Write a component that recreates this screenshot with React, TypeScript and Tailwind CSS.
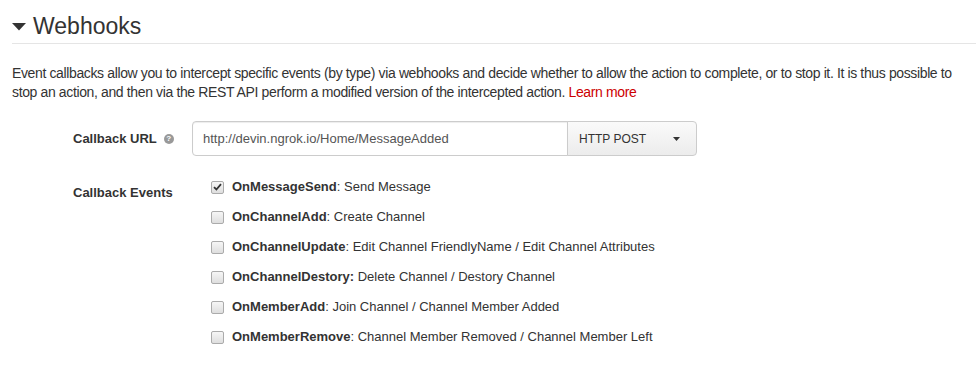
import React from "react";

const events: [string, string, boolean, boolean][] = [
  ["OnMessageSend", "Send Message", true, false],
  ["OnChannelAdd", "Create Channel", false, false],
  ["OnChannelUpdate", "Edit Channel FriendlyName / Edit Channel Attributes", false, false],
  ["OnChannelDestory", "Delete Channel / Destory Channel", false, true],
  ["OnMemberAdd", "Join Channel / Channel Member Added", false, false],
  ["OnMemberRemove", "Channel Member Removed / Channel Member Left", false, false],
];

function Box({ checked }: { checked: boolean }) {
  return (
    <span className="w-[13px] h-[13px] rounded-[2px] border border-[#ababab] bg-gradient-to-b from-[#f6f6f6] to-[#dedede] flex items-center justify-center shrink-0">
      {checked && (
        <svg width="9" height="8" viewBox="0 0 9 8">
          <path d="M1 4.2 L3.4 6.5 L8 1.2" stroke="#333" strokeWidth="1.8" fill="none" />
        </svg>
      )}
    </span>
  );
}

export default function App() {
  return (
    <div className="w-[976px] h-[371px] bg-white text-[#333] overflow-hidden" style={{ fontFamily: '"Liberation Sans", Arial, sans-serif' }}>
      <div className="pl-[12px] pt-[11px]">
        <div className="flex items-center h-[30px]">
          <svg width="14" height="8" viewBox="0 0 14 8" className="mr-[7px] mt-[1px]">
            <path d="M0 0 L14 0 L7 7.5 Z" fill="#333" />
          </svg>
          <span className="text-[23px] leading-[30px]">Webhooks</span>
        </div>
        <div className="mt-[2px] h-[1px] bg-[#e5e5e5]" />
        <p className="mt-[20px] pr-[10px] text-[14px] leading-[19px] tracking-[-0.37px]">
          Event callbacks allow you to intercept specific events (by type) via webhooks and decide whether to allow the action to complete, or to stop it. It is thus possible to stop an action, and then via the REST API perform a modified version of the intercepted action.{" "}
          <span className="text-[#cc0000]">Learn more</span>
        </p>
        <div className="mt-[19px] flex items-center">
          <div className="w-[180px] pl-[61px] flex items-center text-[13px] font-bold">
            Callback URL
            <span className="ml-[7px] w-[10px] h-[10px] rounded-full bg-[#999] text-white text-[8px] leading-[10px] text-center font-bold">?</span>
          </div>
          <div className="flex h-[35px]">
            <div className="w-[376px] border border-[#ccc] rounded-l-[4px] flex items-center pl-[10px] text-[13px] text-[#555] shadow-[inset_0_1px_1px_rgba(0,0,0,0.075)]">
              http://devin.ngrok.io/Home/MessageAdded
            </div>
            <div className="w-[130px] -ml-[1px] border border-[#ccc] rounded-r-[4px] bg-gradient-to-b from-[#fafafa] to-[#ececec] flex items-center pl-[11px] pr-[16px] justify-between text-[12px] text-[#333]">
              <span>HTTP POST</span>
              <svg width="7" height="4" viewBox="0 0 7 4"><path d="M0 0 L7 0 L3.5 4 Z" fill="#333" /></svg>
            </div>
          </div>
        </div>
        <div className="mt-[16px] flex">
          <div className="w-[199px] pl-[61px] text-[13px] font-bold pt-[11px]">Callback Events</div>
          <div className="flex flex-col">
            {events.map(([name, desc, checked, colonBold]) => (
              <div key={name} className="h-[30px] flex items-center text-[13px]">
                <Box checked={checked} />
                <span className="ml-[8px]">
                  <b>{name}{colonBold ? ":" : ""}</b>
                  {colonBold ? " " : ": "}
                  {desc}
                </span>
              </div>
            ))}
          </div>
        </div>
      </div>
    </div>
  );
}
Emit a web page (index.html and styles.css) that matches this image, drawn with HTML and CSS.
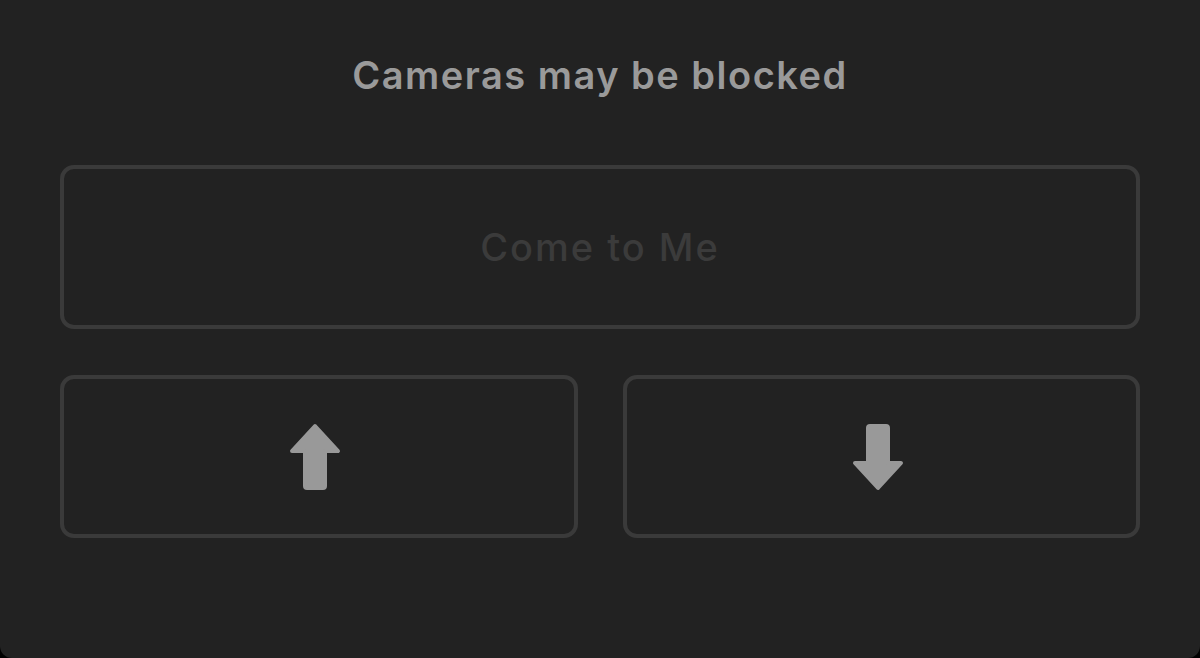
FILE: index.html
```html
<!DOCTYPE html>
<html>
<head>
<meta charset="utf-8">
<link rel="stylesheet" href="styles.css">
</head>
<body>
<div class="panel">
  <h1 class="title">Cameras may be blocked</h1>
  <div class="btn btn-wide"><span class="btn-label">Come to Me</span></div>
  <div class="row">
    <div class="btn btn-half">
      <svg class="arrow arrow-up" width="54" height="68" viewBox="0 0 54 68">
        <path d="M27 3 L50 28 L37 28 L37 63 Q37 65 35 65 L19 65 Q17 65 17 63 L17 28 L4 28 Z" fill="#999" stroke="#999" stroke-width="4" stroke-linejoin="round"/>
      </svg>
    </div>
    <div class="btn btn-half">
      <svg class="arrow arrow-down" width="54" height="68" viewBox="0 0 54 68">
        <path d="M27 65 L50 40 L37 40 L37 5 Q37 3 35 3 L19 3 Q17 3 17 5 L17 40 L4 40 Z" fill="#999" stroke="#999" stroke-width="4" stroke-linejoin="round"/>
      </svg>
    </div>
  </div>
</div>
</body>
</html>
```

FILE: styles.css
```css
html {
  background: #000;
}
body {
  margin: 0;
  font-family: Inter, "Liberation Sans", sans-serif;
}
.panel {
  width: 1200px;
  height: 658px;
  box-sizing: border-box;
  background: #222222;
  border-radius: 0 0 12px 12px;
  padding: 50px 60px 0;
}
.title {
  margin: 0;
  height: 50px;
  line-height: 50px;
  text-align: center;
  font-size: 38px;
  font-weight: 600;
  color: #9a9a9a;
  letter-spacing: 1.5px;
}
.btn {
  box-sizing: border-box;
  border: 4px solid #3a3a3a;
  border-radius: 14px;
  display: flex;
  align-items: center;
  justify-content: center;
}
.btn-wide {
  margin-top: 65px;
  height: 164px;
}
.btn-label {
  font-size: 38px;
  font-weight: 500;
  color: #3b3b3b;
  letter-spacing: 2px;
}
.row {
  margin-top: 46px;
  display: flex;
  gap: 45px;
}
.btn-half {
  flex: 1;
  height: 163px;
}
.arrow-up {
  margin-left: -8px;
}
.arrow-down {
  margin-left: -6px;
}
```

---

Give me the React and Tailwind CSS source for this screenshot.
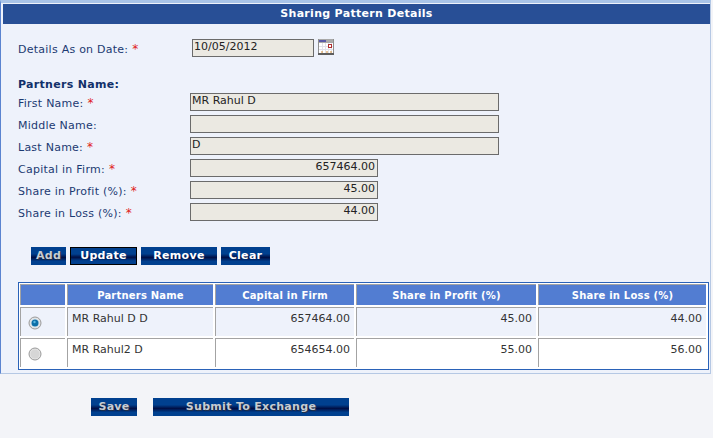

REQUIREMENT:
Reproduce only the lines running from the one that has "Write a component" through the one that has "import React from", ends included. Any pictures in that stretch should not be copied.

THE OUTPUT:
Write a component that recreates this screenshot with React, TypeScript and Tailwind CSS.
import React from "react";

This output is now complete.